I'll be damned. This link explains it a little better (http://www.nhtsa.dot.gov/cars/rules/import/FAQ Site/pages/page10.html). I thought I had read this link thoroughly before, but I missed the part about 1 Jan 96 - 30 Jun 98. The fact remains that the NHTSA has not banned the import of the R33, yet (at least according to their website - no new info). Also, Motorex and J.K. Technologies do not have an exclusive right to do the necessary conversion work. Any registered importer is authorized to do the work. Motorex and J.K Technologies are under no obligation to tell them what work is required.

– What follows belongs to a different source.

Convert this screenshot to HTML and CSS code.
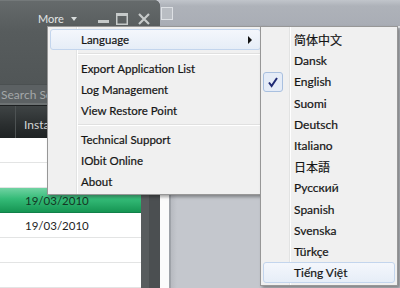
FILE: index.html
```html
<!DOCTYPE html>
<html lang="en">
<head>
    <meta charset="UTF-8">
    <meta name="viewport" content="width=device-width, initial-scale=1.0">
    <title>Uninstaller - More menu</title>
    <link rel="stylesheet" href="styles.css">
</head>
<body>
    <div class="desk">
        <!-- Main app window (left) -->
        <div class="app">
            <div class="app-head">
                <div class="titlebar">
                    <span class="more">More</span>
                    <span class="caret"></span>
                    <svg class="winbtn btn-min" width="12" height="12" viewBox="0 0 12 12"><rect x="0" y="7" width="11" height="3" fill="#c6caca"/></svg>
                    <svg class="winbtn btn-max" width="12" height="12" viewBox="0 0 12 12"><rect x="0.75" y="0.75" width="10.5" height="10.5" fill="none" stroke="#c6caca" stroke-width="1.5"/><rect x="0" y="0" width="12" height="3" fill="#c6caca"/></svg>
                    <svg class="winbtn btn-close" width="12" height="12" viewBox="0 0 12 12"><path d="M1 1 L11 11 M11 1 L1 11" stroke="#c6caca" stroke-width="2.2"/></svg>
                </div>
                <div class="search">Search Software</div>
                <div class="colhead">
                    <span class="col-check"></span>
                    <span class="col-date">Installed Date</span>
                </div>
            </div>
            <div class="app-body">
                <div class="rows">
                    <div class="row"></div>
                    <div class="row"></div>
                    <div class="row selected">19/03/2010</div>
                    <div class="row">19/03/2010</div>
                    <div class="row"></div>
                    <div class="row"></div>
                </div>
                <div class="scroll"><div class="scroll-thumb"></div></div>
            </div>
        </div>

        <!-- Window behind (right) -->
        <div class="back">
            <div class="back-title"><span class="back-max"></span></div>
            <div class="back-body">
                <div class="back-strip"></div>
                <div class="back-pane"></div>
            </div>
        </div>

        <!-- More menu -->
        <div class="menu main-menu">
            <div class="item active"><span class="gutter"></span><span class="label">Language</span><span class="arrow"></span></div>
            <div class="sep"></div>
            <div class="item"><span class="gutter"></span><span class="label">Export Application List</span></div>
            <div class="item"><span class="gutter"></span><span class="label">Log Management</span></div>
            <div class="item"><span class="gutter"></span><span class="label">View Restore Point</span></div>
            <div class="sep"></div>
            <div class="item"><span class="gutter"></span><span class="label">Technical Support</span></div>
            <div class="item"><span class="gutter"></span><span class="label">IObit Online</span></div>
            <div class="item"><span class="gutter"></span><span class="label">About</span></div>
        </div>

        <!-- Language submenu -->
        <div class="menu sub-menu">
            <div class="item"><span class="gutter"></span><span class="label cjk-sc">简体中文</span></div>
            <div class="item"><span class="gutter"></span><span class="label">Dansk</span></div>
            <div class="item"><span class="gutter"><span class="check"><svg width="20" height="20" viewBox="0 0 20 20"><path d="M6 10.5 L8.6 14 L14 6" fill="none" stroke="#1f2a74" stroke-width="2"/></svg></span></span><span class="label">English</span></div>
            <div class="item"><span class="gutter"></span><span class="label">Suomi</span></div>
            <div class="item"><span class="gutter"></span><span class="label">Deutsch</span></div>
            <div class="item"><span class="gutter"></span><span class="label">Italiano</span></div>
            <div class="item"><span class="gutter"></span><span class="label cjk-jp">日本語</span></div>
            <div class="item"><span class="gutter"></span><span class="label">Русский</span></div>
            <div class="item"><span class="gutter"></span><span class="label">Spanish</span></div>
            <div class="item"><span class="gutter"></span><span class="label">Svenska</span></div>
            <div class="item"><span class="gutter"></span><span class="label">Türkçe</span></div>
            <div class="item active"><span class="gutter"></span><span class="label">Tiếng Việt</span></div>
        </div>
    </div>
</body>
</html>
```

FILE: styles.css
```css
* {
    box-sizing: border-box;
}
body {
    margin: 0;
    width: 400px;
    height: 288px;
    overflow: hidden;
    font-family: Lato, "Noto Sans", "Noto Sans CJK SC", sans-serif;
    background: #c4c7cd;
}
.desk {
    position: relative;
    display: flex;
    width: 400px;
    height: 288px;
}

/* left app window */
.app {
    width: 160px;
    display: flex;
    flex-direction: column;
    border-top-right-radius: 6px;
    overflow: hidden;
    background: #53585a;
}
.app-head {
    height: 156px;
    display: flex;
    flex-direction: column;
    background: linear-gradient(#656a6b, #575c5d 30px, #4f5455 100px);
    border-top: 1px solid #74797a;
}
.titlebar {
    height: 35px;
    display: flex;
    align-items: center;
    padding-left: 38px;
    color: #e2e5e5;
    font-size: 11px;
}
.caret {
    width: 0;
    height: 0;
    margin-left: 7px;
    border-left: 3.5px solid transparent;
    border-right: 3.5px solid transparent;
    border-top: 4px solid #d8dcdc;
}
.winbtn {
    display: block;
}
.btn-min {
    margin-left: 21px;
}
.btn-max {
    margin-left: 6px;
}
.btn-close {
    margin-left: 10px;
}
.search {
    margin-top: auto;
    height: 21px;
    line-height: 20px;
    padding-left: 1px;
    font-size: 12px;
    color: #a4a8a9;
    background: #5c6163;
    border-top: 1px solid #4b5051;
    border-bottom: 2px solid #6d7273;
    white-space: nowrap;
}
.colhead {
    height: 33px;
    display: flex;
    background: linear-gradient(#3f4445, #2a2e2f 60%, #1f2324);
    border-top: 1px solid #1c1f20;
    color: #d2d5d5;
    font-size: 12px;
}
.col-check {
    width: 16px;
    border-right: 1px solid #4d5253;
}
.col-date {
    padding: 12px 0 0 8px;
    line-height: 14px;
    white-space: nowrap;
}
.app-body {
    flex: 1;
    display: flex;
}
.rows {
    width: 141px;
    background: #fff;
}
.row {
    height: 25px;
    line-height: 25px;
    padding-left: 25px;
    border-bottom: 1px solid #e3e4e4;
    font-size: 11.5px;
    color: #1e1e1e;
}
.row.selected {
    background: linear-gradient(#71d3a3, #34bb77 45%, #169553);
    border-bottom-color: #118049;
    color: #153624;
}
.scroll {
    width: 19px;
    display: flex;
    background: #4b4f51;
}
.scroll-thumb {
    width: 8px;
    background: #585c5e;
}

/* window in the background */
.back {
    flex: 1;
    display: flex;
    flex-direction: column;
}
.back-title {
    height: 28px;
    padding: 7px 0 0 1px;
    background: linear-gradient(#c1c5cb, #aeb2b9 6px, #a9adb5);
    border-bottom: 2px solid #e9ebee;
}
.back-max {
    display: block;
    width: 12px;
    height: 13px;
    border: 1px solid #dde0e4;
    background: #b9bdc3;
}
.back-body {
    flex: 1;
    display: flex;
}
.back-strip {
    width: 11px;
    background: #fbfbfb;
    border-right: 2px solid #9ea2a8;
}
.back-pane {
    flex: 1;
    background: linear-gradient(90deg, #b7bac0, #c4c7cd 6px);
}

/* popup menus */
.menu {
    position: absolute;
    padding: 2px;
    background: #f0f0f0 linear-gradient(90deg, transparent 28px, #e2e3e3 28px, #e2e3e3 29px, #fff 29px, #fff 30px, transparent 30px);
    border: 1px solid #979797;
    box-shadow: 2px 2px 3px rgba(0, 0, 0, 0.35);
    font-size: 11.5px;
    color: #151515;
    -webkit-text-stroke: 0.2px #151515;
}
.main-menu {
    left: 47px;
    top: 26px;
    width: 217px;
}
.sub-menu {
    left: 260px;
    top: 26px;
    width: 138px;
    font-size: 12px;
}
.item {
    display: flex;
    align-items: center;
    height: 21px;
    border: 1px solid transparent;
    border-radius: 3px;
    white-space: nowrap;
}
.sub-menu .item {
    height: 21.2px;
}
.item.active {
    background: linear-gradient(#f4f7fc, #e6edf7);
    border-color: #c3d5ed;
}
.gutter {
    width: 30px;
    flex: none;
    display: flex;
    align-items: center;
}
.check {
    display: block;
    width: 20px;
    height: 20px;
    margin-left: -1px;
    border: 1px solid #a9c0df;
    border-radius: 3px;
    background: #e5ecf7;
}
.check svg {
    display: block;
    margin: -1px;
}
.arrow {
    margin-left: auto;
    margin-right: 8px;
    width: 0;
    height: 0;
    border-top: 4px solid transparent;
    border-bottom: 4px solid transparent;
    border-left: 4px solid #111;
}
.sep {
    height: 8px;
    margin-left: 28px;
    padding-top: 3px;
}
.sep::after {
    content: "";
    display: block;
    border-top: 1px solid #e0e0e0;
    border-bottom: 1px solid #fff;
}
.cjk-sc {
    font-family: "Noto Sans CJK SC", sans-serif;
}
.cjk-jp {
    font-family: "Noto Sans CJK JP", sans-serif;
}
```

Fortunately, I was already looking at cars in that timeframe.


----------



## Amaru (Aug 24, 2004)

Seems like a sore point as 96+ models require ODB-II which is basically non existant for the Skyline. A few people think the 1995 model should be allowed as you can pick some up with passanger airbags (factory option) and dont require OBD-II. However the NHTSA doesnt recognise this fact and believes you can only get dual airbags on 96+ models.

The R32 and R34 will probably never see legal importing days in America again. The fact they have never been crash tested, coupled with Motorex holding proprietary information as to what needs to be changed means its simply too much work. Maybe someone can buy the compliance package information from Hiro in return for posting his bail, then all they need to do is crash test the thing...


----------



## bnr34vspec2 (Jul 20, 2001)

Bean said:


> Hi Jeff - how's it going ?


I am doing fantastic!! I hope everything is going well with you  I am very happy that I am not part of this huge ugly mess!  

I think I am the ONLY guy in the entire world that is 100% truely glad from going from a Nur to an Impreza


----------



## psd1 (May 15, 2004)

bnr34vspec2 said:


> I am doing fantastic!! I hope everything is going well with you  I am very happy that I am not part of this huge ugly mess!
> 
> I think I am the ONLY guy in the entire world that is 100% truely glad from going from a Nur to an Impreza


Why? Your car had an approved VIN tag right? I dont understand! Nice to see ya around again though!


----------



## yUkz2daIZZO (May 5, 2004)

well that sucks, my friend went with motorex and his car was kept for almost 2 years, but i guess he will never see it ever again. that sucks.


----------



## bnr34vspec (Mar 15, 2006)

Looks like Hiro is a free man..... 

Case No.: P143307190 

Court Name: COMPTON MUNICIPAL COURT 
Court Address: 200 W. COMPTON BOULEVARD Court City: COMPTON 

Bail Amount: 0 Fine Amount: .00 

Court Date: Sentence Date: 03/10/2006 Number of days Sentenced: 0 

Disposition Code: DISM Disposition Description: DISMISSED


----------



## DCD (Jun 28, 2001)

Hi Jeff, nice to see you post

Looks like you got out of it in time. Good for you. 

New GTR is soon on its way....a little more patience and everyone will be happy


----------



## Blow Dog (Sep 4, 2001)

http://www.thenittygrittyfiles.org/hirofiles/


----------



## bnr34vspec2 (Jul 20, 2001)

DCD said:


> Hi Jeff, nice to see you post
> 
> Looks like you got out of it in time. Good for you.
> 
> New GTR is soon on its way....a little more patience and everyone will be happy


Thank you for the kind words Dino, we need to catch up sometime, is been too long


----------